Его отец прошел Великую Отечественную, сам Обушинский воевал в Чечне. А живет в подмосковном бараке,
который строили пленные немцы. В его доме можно снимать фильмы о войне:
обвалившиеся потолки, вырванные батареи, проломленные полы. Стены заросли
грибком, отопления нет, вода с перебоями. А ведь люди здесь живут! И радуются,
что не на улице.
Соседка
Обушинского — молодая мать с тремя малышами.
Коммунальщики ее шантажируют, предлагают сдать комнату таджикам, чтобы
отремонтировать ее жилье из этих денег, сняв расходы с управляющей компании.

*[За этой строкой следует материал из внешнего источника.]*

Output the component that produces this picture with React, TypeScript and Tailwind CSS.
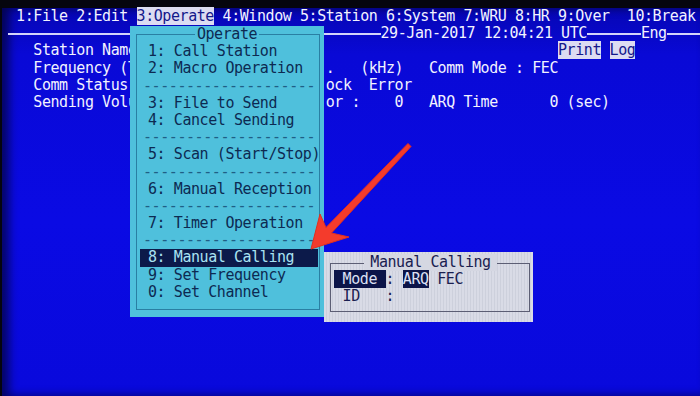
import type { ReactNode } from 'react';

type Seg = { col: number; text: string; hl?: boolean };

const MONO = "font-['DejaVu_Sans_Mono','Liberation_Mono',monospace] text-[15px] tracking-[-0.43px]";

// columns 15..36 sit under the Operate menu, so only what shows around it is written
const SCREEN_ROWS: Seg[][] = [
  [
    { col: 1, text: '1:File 2:Edit ' },
    { col: 15, text: '3:Operate', hl: true },
    { col: 24, text: ' 4:Window 5:Station 6:System 7:WRU 8:HR 9:Over  10:Break' },
  ],
  [],
  [
    { col: 3, text: 'Station Name' },
    { col: 64, text: 'Print', hl: true },
    { col: 70, text: 'Log', hl: true },
  ],
  [
    { col: 3, text: 'Frequency (T' },
    { col: 37, text: '.' },
    { col: 41, text: '(kHz)' },
    { col: 49, text: 'Comm Mode : FEC' },
  ],
  [
    { col: 3, text: 'Comm Status' },
    { col: 37, text: 'ock' },
    { col: 42, text: 'Error' },
  ],
  [
    { col: 3, text: 'Sending Volu' },
    { col: 37, text: 'or :' },
    { col: 45, text: '0' },
    { col: 49, text: 'ARQ Time' },
    { col: 63, text: '0 (sec)' },
  ],
];

const MENU_ITEMS = [
  '1: Call Station',
  '2: Macro Operation',
  '-',
  '3: File to Send',
  '4: Cancel Sending',
  '-',
  '5: Scan (Start/Stop)',
  '-',
  '6: Manual Reception',
  '-',
  '7: Timer Operation',
  '-',
  '8: Manual Calling',
  '9: Set Frequency',
  '0: Set Channel',
];

const TextRow = ({ segs }: { segs: Seg[] }) => {
  const out: ReactNode[] = [];
  let cur = 0;
  segs.forEach((s, i) => {
    if (s.col > cur) out.push(' '.repeat(s.col - cur));
    out.push(
      s.hl ? (
        <span key={i} className="bg-[#dcdcf2] text-[#14188a]">
          {s.text}
        </span>
      ) : (
        s.text
      ),
    );
    cur = s.col + s.text.length;
  });
  return <div className="h-[17.2px] leading-[17.2px] whitespace-pre">{out}</div>;
};

const DateRow = () => (
  <div className="flex h-[17.2px] items-center leading-[17.2px] whitespace-pre">
    <div className="h-[2px] w-[373px] bg-[#d4d4fa]" />
    <span>29-Jan-2017 12:04:21 UTC</span>
    <div className="h-[2px] w-[54px] bg-[#d4d4fa]" />
    <span>Eng</span>
    <div className="h-[2px] flex-1 bg-[#d4d4fa]" />
  </div>
);

const OperateMenu = () => (
  <div className={`absolute top-[26px] left-[130px] h-[291px] w-[194px] bg-[#4fc0dc] text-[#0d2a52] ${MONO}`}>
    <div className="absolute top-[8px] right-[4px] bottom-[7px] left-[6px] border border-[#2a7fa3]" />
    <div className="relative flex flex-col">
      <div className="flex h-[17.2px] justify-center leading-[17.2px]">
        <span className="bg-[#4fc0dc] px-[2px]">Operate</span>
      </div>
      {MENU_ITEMS.map((item, i) =>
        item === '-' ? (
          <div key={i} className="h-[17.2px] pl-[13px] leading-[17.2px] whitespace-pre text-[#1f5f86]">
            --------------------
          </div>
        ) : item.startsWith('8') ? (
          <div key={i} className="ml-[10px] h-[17.2px] w-[178px] bg-[#0c1a4a] pl-[8px] leading-[17.2px] whitespace-pre text-[#a9e2f2]">
            {item}
          </div>
        ) : (
          <div key={i} className="h-[17.2px] pl-[18px] leading-[17.2px] whitespace-pre">
            {item}
          </div>
        ),
      )}
    </div>
  </div>
);

const ManualCalling = () => (
  <div
    className={`absolute top-[252px] left-[324px] h-[70px] w-[209px] bg-[repeating-linear-gradient(90deg,#d9dbe6_0px,#d9dbe6_2px,#cdd0dc_2px,#cdd0dc_3px)] pt-[1.5px] text-[#1a2050] ${MONO}`}
  >
    <div className="absolute top-[11px] right-[3px] bottom-[10px] left-[6px] border border-[#5c5e74]" />
    <div className="relative flex flex-col">
      <div className="flex h-[17.2px] justify-center pl-[4px] leading-[17.2px]">
        <span className="bg-[#d5d7e2] px-[6px]">Manual Calling</span>
      </div>
      <div className="h-[17.2px] pl-[10px] leading-[17.2px] whitespace-pre">
        <span className="bg-[#0c1448] text-[#dde0f4]"> Mode </span>
        {': '}
        <span className="bg-[#0c1448] text-[#dde0f4]">ARQ</span>
        {' FEC'}
      </div>
      <div className="h-[17.2px] pl-[10px] leading-[17.2px] whitespace-pre"> ID   :</div>
    </div>
  </div>
);

export default function App() {
  return (
    <div className="relative h-[396px] w-[700px] overflow-hidden bg-[#05050e] pt-[8px] pl-[2px]">
      <div className="h-[388px] bg-[linear-gradient(180deg,#0606b4_0%,#0909d6_12%,#0a0ae4_55%,#0909dc_100%)] shadow-[inset_7px_0_10px_rgba(0,0,0,0.55)]">
        <div className={`pl-[5.5px] text-[#f2f2ff] ${MONO}`}>
          <TextRow segs={SCREEN_ROWS[0]} />
          <DateRow />
          {SCREEN_ROWS.slice(2).map((segs, i) => (
            <TextRow key={i} segs={segs} />
          ))}
        </div>
      </div>

      <OperateMenu />
      <ManualCalling />

      <svg className="pointer-events-none absolute inset-0" width="700" height="396" viewBox="0 0 700 396">
        <polygon
          points="311,249 320,214 326,227.5 408,143.5 411,146.5 331.5,233 349,237"
          fill="#f43b2c"
          stroke="#e0301f"
          strokeWidth="1"
          strokeLinejoin="round"
        />
      </svg>
    </div>
  );
}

Иначе грозят натравить соцслужбы, отнять детей. А это
легче легкого: молодая, ни образования, ни денег, ни
заступников.
Жильцы
барака не вызывают у горожан сочувствия: неудачники, голодранцы. Не то что начальник управляющей компании, уважаемый в городе
человек: загорелый, лоснящийся, в хорошем костюме, с бегающими вороватыми
глазками.
—
Что же у вас люди живут хуже бомжей? Дом на глазах разваливается! — спрашиваю
его.
—
Согласно Жилищному кодексу, — долбит он как дятел. А с портрета на стене
улыбается президент.
—
Но ведь там дети…
—
Согласно Жилищному кодексу.
Заместитель
начальника, пряча лицо от камеры, объясняет нам с мужем, что управляющая
компания — «реальные пацаны», а жильцы дома — лузеры. И, достав калькулятор, высчитывает долг барачных
жильцов по квартплате, уверяя, что свои ржавые батареи они пропили.
—
И полы со стенами? И крышу? — удивляемся мы. — И воду из крана?
В
двух шагах от барака выстроена новая церковь из красного кирпича, с огромным
двором и пристройками. Чуть дальше высятся коттеджи, бани, дачи, обнесенные
высокими заборами. «Там, должно быть, люди выше сортом…» — пел Высоцкий.
В
метро бомжиха просит милостыню, кланяется пассажирам,
которые смотрят на нее, как на раздавленную вошь. Никто ей не даст денег, ни в
этом вагоне, ни в других, ведь просить надо так, чтобы дающий ощущал себя
благородным спасителем человеческой души. А тут — пьянчужка
какая-то просит на опохмел.
Сворачиваю
купюру, протягиваю женщине. Пассажиры морщатся, а бомжиха
повисает на моей шее.
—
Ты почему без шапки? Холодно же, а ну надень!
На
вид ей лет пятьдесят, как моей маме. Может, и у нее есть дочь?
—
И жвачку выплюнь, немедленно! — она лезет мне в рот грязными руками, и
пассажиры мстительно надо мной смеются.
—
Эх, девка, — утирает она слезы и громко шепчет: — Люди
— такие сволочи! — и, поцеловав меня в нос, выходит на «Комсомольской».
Я
часто вспоминаю эту пьяную женщину, никчемную, опустившуюся бомжиху,
в сравнении с которой мы — отвратительные, грязные, злые.
Е. Александрова-Зорина
Московский Комсомолец N 26141 от 19.01.2013 г.